I somehow found myself on the panel hosted by the European Broadcasting Union (whattt?) about Climate Journalism Thursday. One of our advisors from International Media Support (IMS), Henrik, asked me if it was an option to join them and things just flew from there.
I thought it was for the Generation Restoration project I helped create but apparently, it was for the climate strategy we submitted following last month's bootcamp in Indonesia.
Let's speed that truck up: IMS gave a few requirements we needed to submit following Indonesia and they made it into something of a game. The top four media outlets will be sent to the Global Investigative Journalism Conference in Gothenburg, Sweden, and what do you know. We were one of the four. I know right?!

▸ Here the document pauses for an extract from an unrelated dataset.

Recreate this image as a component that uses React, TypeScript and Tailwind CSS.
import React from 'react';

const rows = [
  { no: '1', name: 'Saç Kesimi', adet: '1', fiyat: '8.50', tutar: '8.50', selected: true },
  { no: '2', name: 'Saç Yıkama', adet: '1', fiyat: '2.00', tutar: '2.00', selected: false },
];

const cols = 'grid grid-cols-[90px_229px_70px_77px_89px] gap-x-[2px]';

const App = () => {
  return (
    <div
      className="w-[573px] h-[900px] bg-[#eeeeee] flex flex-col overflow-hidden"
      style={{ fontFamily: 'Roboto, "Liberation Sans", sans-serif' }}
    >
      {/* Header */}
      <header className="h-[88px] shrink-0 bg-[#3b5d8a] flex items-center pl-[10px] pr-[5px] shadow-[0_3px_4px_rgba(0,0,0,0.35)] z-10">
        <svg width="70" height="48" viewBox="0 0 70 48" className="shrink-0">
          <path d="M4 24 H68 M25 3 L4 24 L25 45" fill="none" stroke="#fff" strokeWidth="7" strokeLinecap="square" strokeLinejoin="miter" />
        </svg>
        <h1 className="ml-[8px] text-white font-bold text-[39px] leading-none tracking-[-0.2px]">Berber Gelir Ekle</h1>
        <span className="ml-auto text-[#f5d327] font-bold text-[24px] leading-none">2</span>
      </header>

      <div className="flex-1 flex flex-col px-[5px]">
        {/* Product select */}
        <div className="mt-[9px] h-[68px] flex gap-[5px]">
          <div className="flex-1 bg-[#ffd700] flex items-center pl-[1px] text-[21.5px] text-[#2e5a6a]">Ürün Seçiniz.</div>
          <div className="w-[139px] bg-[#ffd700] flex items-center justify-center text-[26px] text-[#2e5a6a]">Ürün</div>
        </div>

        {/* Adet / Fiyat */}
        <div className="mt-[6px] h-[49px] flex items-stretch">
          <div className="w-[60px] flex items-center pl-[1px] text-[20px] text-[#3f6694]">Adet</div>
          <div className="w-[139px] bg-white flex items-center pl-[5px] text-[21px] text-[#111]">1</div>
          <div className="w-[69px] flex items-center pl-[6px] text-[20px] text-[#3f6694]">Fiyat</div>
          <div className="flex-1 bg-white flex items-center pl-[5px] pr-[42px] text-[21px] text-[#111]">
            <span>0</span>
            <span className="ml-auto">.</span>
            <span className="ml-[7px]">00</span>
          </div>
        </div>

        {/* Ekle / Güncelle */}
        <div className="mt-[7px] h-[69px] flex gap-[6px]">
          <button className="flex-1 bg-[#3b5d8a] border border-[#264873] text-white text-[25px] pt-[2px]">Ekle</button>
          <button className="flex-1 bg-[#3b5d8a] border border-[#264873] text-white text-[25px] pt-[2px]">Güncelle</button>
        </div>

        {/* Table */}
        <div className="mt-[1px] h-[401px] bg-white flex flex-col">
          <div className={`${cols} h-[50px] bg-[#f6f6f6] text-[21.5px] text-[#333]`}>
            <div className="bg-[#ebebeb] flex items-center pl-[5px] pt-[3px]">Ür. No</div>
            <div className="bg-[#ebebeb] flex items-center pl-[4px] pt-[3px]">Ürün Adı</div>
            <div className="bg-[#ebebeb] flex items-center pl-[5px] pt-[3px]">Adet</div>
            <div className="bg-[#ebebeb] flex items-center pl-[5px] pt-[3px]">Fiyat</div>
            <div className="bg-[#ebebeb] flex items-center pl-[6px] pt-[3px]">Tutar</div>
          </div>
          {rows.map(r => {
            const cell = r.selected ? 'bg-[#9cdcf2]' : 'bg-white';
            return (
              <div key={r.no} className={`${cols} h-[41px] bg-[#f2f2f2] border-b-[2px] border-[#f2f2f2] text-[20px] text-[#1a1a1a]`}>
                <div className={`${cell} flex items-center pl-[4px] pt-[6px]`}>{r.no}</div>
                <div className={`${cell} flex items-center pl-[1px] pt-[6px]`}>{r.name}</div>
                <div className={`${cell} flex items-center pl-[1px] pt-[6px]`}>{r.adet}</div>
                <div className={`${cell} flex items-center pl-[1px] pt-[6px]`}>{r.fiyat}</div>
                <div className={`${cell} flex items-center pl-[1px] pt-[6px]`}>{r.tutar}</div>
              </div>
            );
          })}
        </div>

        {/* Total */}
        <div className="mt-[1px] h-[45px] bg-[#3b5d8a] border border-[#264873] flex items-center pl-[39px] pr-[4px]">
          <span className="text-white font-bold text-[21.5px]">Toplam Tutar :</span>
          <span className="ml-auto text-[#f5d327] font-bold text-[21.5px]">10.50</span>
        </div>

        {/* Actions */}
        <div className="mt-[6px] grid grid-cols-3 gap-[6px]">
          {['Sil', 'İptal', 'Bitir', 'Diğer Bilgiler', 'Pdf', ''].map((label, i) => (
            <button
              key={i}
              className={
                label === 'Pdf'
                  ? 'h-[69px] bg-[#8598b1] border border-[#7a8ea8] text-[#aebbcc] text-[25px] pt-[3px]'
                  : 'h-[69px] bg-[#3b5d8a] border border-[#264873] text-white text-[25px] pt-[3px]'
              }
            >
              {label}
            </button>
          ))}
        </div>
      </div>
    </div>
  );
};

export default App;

This is the first piece of climate journalism I did in my life. I can't tell you enough how validating it is to learn it is a good example of climate journalism
Henrik didn't even announce the winners on email, not even on WA, so everything felt vague and hard to believe.
In Sweden, Henrik invited me to meet with the EBU folks on Zoom to prepare for the webinar and it didn't even feel like a dream because I didn't know I could dream that big? I couldn't fathom it. I should stop it, I know. But well, you know.

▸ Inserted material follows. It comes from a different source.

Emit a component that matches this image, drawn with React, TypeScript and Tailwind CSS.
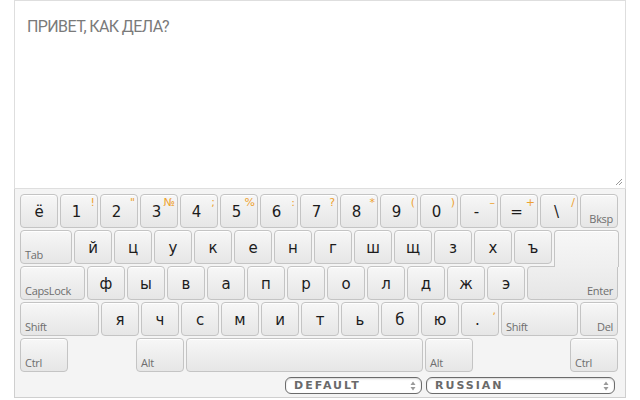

I arrived for the meeting and he introduced me to an Afghan reporter, who instead of shaking my hand, gave me some hand cream. It was too cold he said.
I left the meeting feeling like Henrik is something of a (fairy) godfather, because that morning. he had asked me to present to the bigger IMS group comprised of Europeans, Africans, and us Asians and I couldn't help but feel his overwhelming faith and belief in me. I'm not used to this kind of belief.
Anyway, during the webinar, it was surprising (validating) to hear the host say I was the winner of the strategy award. According to Henrik, we clearly had thought it through.
I wish I could say I demonstrated this clarity in thinking during the webinar but all day today, my mind was doing that thing where it thought up of better answers, wittier statements, shoulda woulda coulda.
So lemme use this little platform to hush the chatter and clarify, ugh. (Oh, so that's why interview subjects randomly call to, ehem, clarify what they said. Lol ok.)
What I wanted to say was OCJN grounded me in climate science enough to approach the investigations and the collaborations that IMS encouraged us to do during the bootcamp. The two training programs complement each other, and my biggest regret was not mentioning IMS enough. Immediately after the webinar, I apologized to Henrik because I kept yapping about OCJN and it was because of IMS that I was there. Ugh.
What I wanted to say was my current employers has climate high up our priority, and that they let me do what ever it is I wanted to do but that's exactly it. They let me do what ever it is I wanted to do. From my vista, it didn't seem to me we had a cohesive climate strategy. And that the strategy I submitted to IMS — the winning strategy — was also the strategy I had submitted to my boss that morning. It is now up for budget deliberation.
What I wanted to say as my parting words was two-fold. First was to echo something I learned from OCJN: That climate is an angle, not a beat. Second was to echo something I learned from IMS: That collaboration — between outlets, between formats, between desks — is key. Climate journalism doesn't have to cost an arm and a leg. Desks just need to collaborate.
What I wanted to say as my parting words was two fold: For reporters, to punch up with climate journalism. Make your editors listen. Prove to them it needs to be done, it can be done, that people want it done. For editors and the upper management, to not make the same mistake as your digital transformation. Don't dismiss climate to a small desk. It is the most important story of our lives. You can't grow your business on a dead planet.
What I wanted to say was that the Generation Restoration clip I showed abided by climate journalism's best practices. It presented the problem, it presented a solution, and we hired locals to tell the story.
Clearly, there is a big room for improvement. I'm still not the best at speaking and interviews. This is my first panel (with Europeans at that!), only my 3rd interview this year (following Myrza's podcast and the RX interview) and my prayer is that I haven't wasted my chance. That this is only the beginning. That there is more to come.
On the panel, I sat with Henrik (which made my blunders double embarrassing), Kat one of my mentors from OCJN, Anand from CBS Canada, head of World Climate Research Division of the World Meteorological Organization Dr. Mike Sparrow, and lead author of the Climate Journalism That Works report Alexandra Borchardt. Can you see why I was so nervous?